Outre la restitution du prix de vente, le vendeur est également tenu de réparer le préjudice subi par l’acheteur s’il le connaissait ou ne pouvait ignorer son existence.

A cet effet, l’article 1729 du Code civil du Québec pose une présomption de connaissance du vice caché par le vendeur lorsque celui-ci est un professionnel et que le mauvais fonctionnement du bien ou de sa détérioration survient prématurément par rapport à des biens identiques ou de même espèce. Cette présomption est toutefois repoussée s’il appert que le défaut est en réalité dû à une mauvaise utilisation du bien par l’acheteur.

En outre, il est à noter que suivant les termes de l’article 1733 du Code civil du Québec le vendeur ne peut exclure ni limiter sa responsabilité s’il n’a pas révélé les vices qu’il connaissait – ou ne pouvait ignorer – et qui affectent le droit de propriété ou la qualité du bien. Cette règle reçoit cependant exception lorsque l’acheteur achète à ses risques et périls d’un vendeur non professionnel.

La jurisprudence donne régulièrement des précisions sur la façon dont les dispositions législatives en matière de vices cachés doivent s’interpréter :

SSQ Société d’assurance-vie Inc. c.
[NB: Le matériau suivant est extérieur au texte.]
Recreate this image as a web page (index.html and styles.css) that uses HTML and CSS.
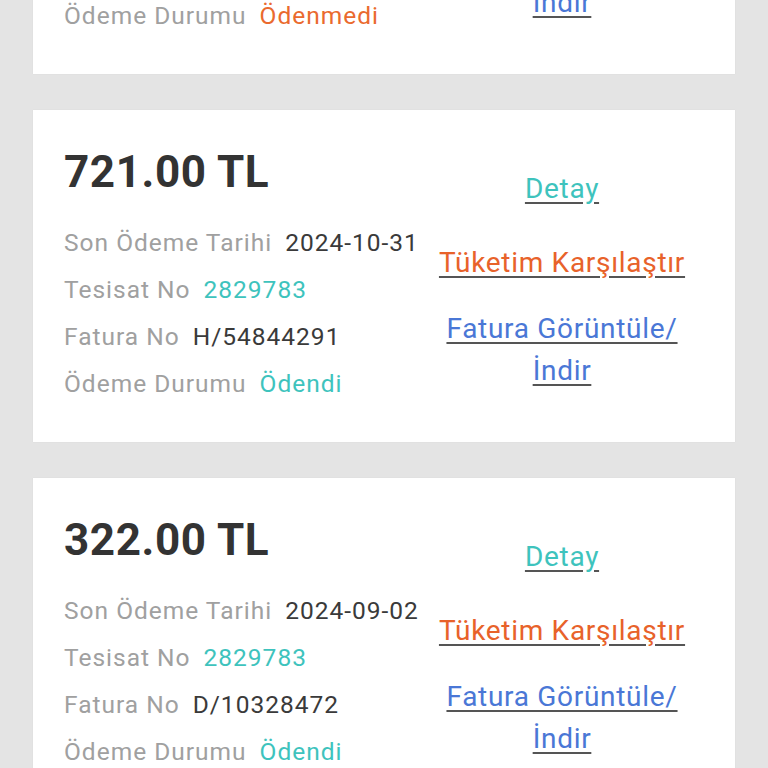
FILE: index.html
```html
<!DOCTYPE html>
<html lang="tr">
<head>
    <meta charset="UTF-8">
    <meta name="viewport" content="width=device-width, initial-scale=1.0">
    <title>Faturalarım</title>
    <link rel="stylesheet" href="styles.css">
</head>
<body>
    <div class="bill-list">
        <!-- previous bill, scrolled mostly out of view -->
        <div class="bill-card">
            <div class="bill-info">
                <div class="amount">548.00 TL</div>
                <div class="row"><span class="label">Son Ödeme Tarihi</span><span class="value">2024-11-29</span></div>
                <div class="row"><span class="label">Tesisat No</span><span class="value teal">2829783</span></div>
                <div class="row"><span class="label">Fatura No</span><span class="value">H/55210388</span></div>
                <div class="row"><span class="label">Ödeme Durumu</span><span class="value orange">Ödenmedi</span></div>
            </div>
            <div class="bill-links">
                <a href="#" class="link detail">Detay</a>
                <a href="#" class="link compare">Tüketim Karşılaştır</a>
                <a href="#" class="link invoice">Fatura Görüntüle/<br>İndir</a>
            </div>
        </div>

        <div class="bill-card">
            <div class="bill-info">
                <div class="amount">721.00 TL</div>
                <div class="row"><span class="label">Son Ödeme Tarihi</span><span class="value">2024-10-31</span></div>
                <div class="row"><span class="label">Tesisat No</span><span class="value teal">2829783</span></div>
                <div class="row"><span class="label">Fatura No</span><span class="value">H/54844291</span></div>
                <div class="row"><span class="label">Ödeme Durumu</span><span class="value teal">Ödendi</span></div>
            </div>
            <div class="bill-links">
                <a href="#" class="link detail">Detay</a>
                <a href="#" class="link compare">Tüketim Karşılaştır</a>
                <a href="#" class="link invoice">Fatura Görüntüle/<br>İndir</a>
            </div>
        </div>

        <div class="bill-card">
            <div class="bill-info">
                <div class="amount">322.00 TL</div>
                <div class="row"><span class="label">Son Ödeme Tarihi</span><span class="value">2024-09-02</span></div>
                <div class="row"><span class="label">Tesisat No</span><span class="value teal">2829783</span></div>
                <div class="row"><span class="label">Fatura No</span><span class="value">D/10328472</span></div>
                <div class="row"><span class="label">Ödeme Durumu</span><span class="value teal">Ödendi</span></div>
            </div>
            <div class="bill-links">
                <a href="#" class="link detail">Detay</a>
                <a href="#" class="link compare">Tüketim Karşılaştır</a>
                <a href="#" class="link invoice">Fatura Görüntüle/<br>İndir</a>
            </div>
        </div>
    </div>
</body>
</html>
```

FILE: styles.css
```css
html, body {
    margin: 0;
    padding: 0;
    height: 768px;
    overflow: hidden;
}

body {
    font-family: Roboto, 'Noto Sans', sans-serif;
    background: #e4e4e4;
    color: #333;
}

.bill-list {
    display: flex;
    flex-direction: column;
    gap: 36px;
    padding: 0 33px;
    margin-top: -258px;
}

.bill-card {
    background: #fff;
    height: 332px;
    box-sizing: border-box;
    padding: 36px 31px 0 31px;
    display: flex;
    box-shadow: 0 0 1px rgba(0, 0, 0, 0.08);
}

.bill-info {
    flex: 1;
    min-width: 0;
}

.amount {
    font-size: 44px;
    font-weight: 700;
    letter-spacing: 0.6px;
    color: #333;
    line-height: 52px;
    margin-bottom: 21px;
}

.row {
    display: flex;
    gap: 13px;
    font-size: 24.5px;
    line-height: 47px;
    letter-spacing: 1px;
    white-space: nowrap;
}

.label {
    color: #a0a0a0;
}

.value {
    color: #3a3a3a;
}

.teal {
    color: #3ec3bd;
}

.orange {
    color: #ea6a2e;
}

.bill-links {
    width: 284px;
    flex-shrink: 0;
    display: flex;
    flex-direction: column;
    align-items: center;
    padding-top: 22px;
}

.link {
    font-size: 28px;
    line-height: 42px;
    letter-spacing: 0.7px;
    text-align: center;
    white-space: nowrap;
    text-decoration: underline;
    text-decoration-color: #555;
    text-underline-offset: 4px;
}

.detail {
    color: #3ec3bd;
    margin-bottom: 32px;
}

.compare {
    color: #e8622a;
    margin-bottom: 24px;
}

.invoice {
    color: #4a77d6;
}
```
Succession de Piché (C.Q., 2021-12-29), 2021 QCCQ 1378, SOQUIJ AZ-51823134, 2022EXP-622

Dans une décision dite SSQ Société d’assurance-vie Inc. c. Succession de Piché (C.Q., 2021-12-29), 2021 QCCQ 1378, SOQUIJ AZ-51823134, 2022EXP-622, le juge de la Cour du Québec avait à statuer sur la question de savoir si l’auto-constructeur qui avait bâti un garage 8 ans avant la vente pouvait être tenu responsable des dommages liés à son effondrement.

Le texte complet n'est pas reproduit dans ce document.